◆ STORED DATA ◆
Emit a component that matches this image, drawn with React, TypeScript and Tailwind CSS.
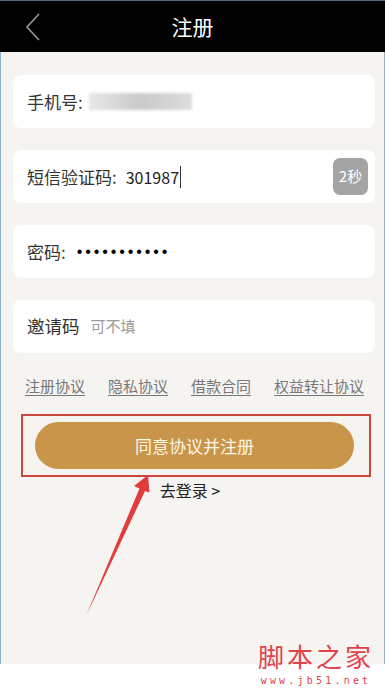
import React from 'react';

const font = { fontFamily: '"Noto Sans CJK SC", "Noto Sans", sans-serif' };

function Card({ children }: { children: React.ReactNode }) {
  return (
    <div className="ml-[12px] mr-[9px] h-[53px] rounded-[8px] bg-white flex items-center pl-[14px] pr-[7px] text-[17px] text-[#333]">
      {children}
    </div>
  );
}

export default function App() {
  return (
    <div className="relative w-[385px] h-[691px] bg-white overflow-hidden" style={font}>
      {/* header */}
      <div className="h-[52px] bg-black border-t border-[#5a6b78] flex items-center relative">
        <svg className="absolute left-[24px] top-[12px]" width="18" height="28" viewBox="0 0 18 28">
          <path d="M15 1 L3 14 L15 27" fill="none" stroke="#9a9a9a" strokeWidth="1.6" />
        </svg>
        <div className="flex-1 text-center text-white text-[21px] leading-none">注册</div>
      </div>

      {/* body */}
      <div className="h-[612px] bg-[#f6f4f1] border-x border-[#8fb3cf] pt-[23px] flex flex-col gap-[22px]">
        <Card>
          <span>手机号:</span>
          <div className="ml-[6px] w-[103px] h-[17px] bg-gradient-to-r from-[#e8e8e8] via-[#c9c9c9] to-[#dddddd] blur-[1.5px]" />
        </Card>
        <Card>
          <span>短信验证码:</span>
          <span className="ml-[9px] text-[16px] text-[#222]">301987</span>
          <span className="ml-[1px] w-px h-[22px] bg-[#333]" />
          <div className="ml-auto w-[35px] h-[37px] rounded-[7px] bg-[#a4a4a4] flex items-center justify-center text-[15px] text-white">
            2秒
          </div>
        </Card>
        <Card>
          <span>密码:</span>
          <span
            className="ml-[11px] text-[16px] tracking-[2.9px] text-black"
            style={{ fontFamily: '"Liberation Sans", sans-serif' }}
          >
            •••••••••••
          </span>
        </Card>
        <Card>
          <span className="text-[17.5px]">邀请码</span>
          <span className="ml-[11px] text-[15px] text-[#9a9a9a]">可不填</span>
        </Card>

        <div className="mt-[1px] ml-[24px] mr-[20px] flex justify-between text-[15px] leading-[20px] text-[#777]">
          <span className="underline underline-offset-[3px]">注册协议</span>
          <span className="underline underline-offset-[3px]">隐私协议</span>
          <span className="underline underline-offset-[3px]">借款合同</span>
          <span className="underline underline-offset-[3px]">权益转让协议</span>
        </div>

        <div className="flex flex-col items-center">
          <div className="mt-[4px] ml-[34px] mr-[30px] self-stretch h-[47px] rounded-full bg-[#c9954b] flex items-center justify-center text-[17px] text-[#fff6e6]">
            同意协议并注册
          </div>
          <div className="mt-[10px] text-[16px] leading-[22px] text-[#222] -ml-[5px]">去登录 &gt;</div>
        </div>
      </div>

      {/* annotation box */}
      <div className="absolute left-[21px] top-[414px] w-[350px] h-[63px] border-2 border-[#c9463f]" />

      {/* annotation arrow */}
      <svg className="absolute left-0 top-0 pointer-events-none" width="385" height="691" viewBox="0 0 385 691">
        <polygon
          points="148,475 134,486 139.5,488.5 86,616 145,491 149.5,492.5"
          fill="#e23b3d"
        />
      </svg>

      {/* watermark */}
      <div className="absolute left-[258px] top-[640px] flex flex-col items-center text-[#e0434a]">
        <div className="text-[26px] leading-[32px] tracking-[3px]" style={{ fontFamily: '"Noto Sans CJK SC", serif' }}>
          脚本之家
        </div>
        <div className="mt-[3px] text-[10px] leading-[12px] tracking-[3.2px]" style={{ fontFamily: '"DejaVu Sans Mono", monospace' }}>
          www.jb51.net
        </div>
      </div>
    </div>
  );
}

◆ WRITTEN EXERCISE ◆
Make an exact copy of the listing above. Do not include the pictures.

◆ COMPLETED EXERCISE ◆
Emit a component that matches this image, drawn with React, TypeScript and Tailwind CSS.
import React from 'react';

const font = { fontFamily: '"Noto Sans CJK SC", "Noto Sans", sans-serif' };

function Card({ children }: { children: React.ReactNode }) {
  return (
    <div className="ml-[12px] mr-[9px] h-[53px] rounded-[8px] bg-white flex items-center pl-[14px] pr-[7px] text-[17px] text-[#333]">
      {children}
    </div>
  );
}

export default function App() {
  return (
    <div className="relative w-[385px] h-[691px] bg-white overflow-hidden" style={font}>
      {/* header */}
      <div className="h-[52px] bg-black border-t border-[#5a6b78] flex items-center relative">
        <svg className="absolute left-[24px] top-[12px]" width="18" height="28" viewBox="0 0 18 28">
          <path d="M15 1 L3 14 L15 27" fill="none" stroke="#9a9a9a" strokeWidth="1.6" />
        </svg>
        <div className="flex-1 text-center text-white text-[21px] leading-none">注册</div>
      </div>

      {/* body */}
      <div className="h-[612px] bg-[#f6f4f1] border-x border-[#8fb3cf] pt-[23px] flex flex-col gap-[22px]">
        <Card>
          <span>手机号:</span>
          <div className="ml-[6px] w-[103px] h-[17px] bg-gradient-to-r from-[#e8e8e8] via-[#c9c9c9] to-[#dddddd] blur-[1.5px]" />
        </Card>
        <Card>
          <span>短信验证码:</span>
          <span className="ml-[9px] text-[16px] text-[#222]">301987</span>
          <span className="ml-[1px] w-px h-[22px] bg-[#333]" />
          <div className="ml-auto w-[35px] h-[37px] rounded-[7px] bg-[#a4a4a4] flex items-center justify-center text-[15px] text-white">
            2秒
          </div>
        </Card>
        <Card>
          <span>密码:</span>
          <span
            className="ml-[11px] text-[16px] tracking-[2.9px] text-black"
            style={{ fontFamily: '"Liberation Sans", sans-serif' }}
          >
            •••••••••••
          </span>
        </Card>
        <Card>
          <span className="text-[17.5px]">邀请码</span>
          <span className="ml-[11px] text-[15px] text-[#9a9a9a]">可不填</span>
        </Card>

        <div className="mt-[1px] ml-[24px] mr-[20px] flex justify-between text-[15px] leading-[20px] text-[#777]">
          <span className="underline underline-offset-[3px]">注册协议</span>
          <span className="underline underline-offset-[3px]">隐私协议</span>
          <span className="underline underline-offset-[3px]">借款合同</span>
          <span className="underline underline-offset-[3px]">权益转让协议</span>
        </div>

        <div className="flex flex-col items-center">
          <div className="mt-[4px] ml-[34px] mr-[30px] self-stretch h-[47px] rounded-full bg-[#c9954b] flex items-center justify-center text-[17px] text-[#fff6e6]">
            同意协议并注册
          </div>
          <div className="mt-[10px] text-[16px] leading-[22px] text-[#222] -ml-[5px]">去登录 &gt;</div>
        </div>
      </div>

      {/* annotation box */}
      <div className="absolute left-[21px] top-[414px] w-[350px] h-[63px] border-2 border-[#c9463f]" />

      {/* annotation arrow */}
      <svg className="absolute left-0 top-0 pointer-events-none" width="385" height="691" viewBox="0 0 385 691">
        <polygon
          points="148,475 134,486 139.5,488.5 86,616 145,491 149.5,492.5"
          fill="#e23b3d"
        />
      </svg>

      {/* watermark */}
      <div className="absolute left-[258px] top-[640px] flex flex-col items-center text-[#e0434a]">
        <div className="text-[26px] leading-[32px] tracking-[3px]" style={{ fontFamily: '"Noto Sans CJK SC", serif' }}>
          脚本之家
        </div>
        <div className="mt-[3px] text-[10px] leading-[12px] tracking-[3.2px]" style={{ fontFamily: '"DejaVu Sans Mono", monospace' }}>
          www.jb51.net
        </div>
      </div>
    </div>
  );
}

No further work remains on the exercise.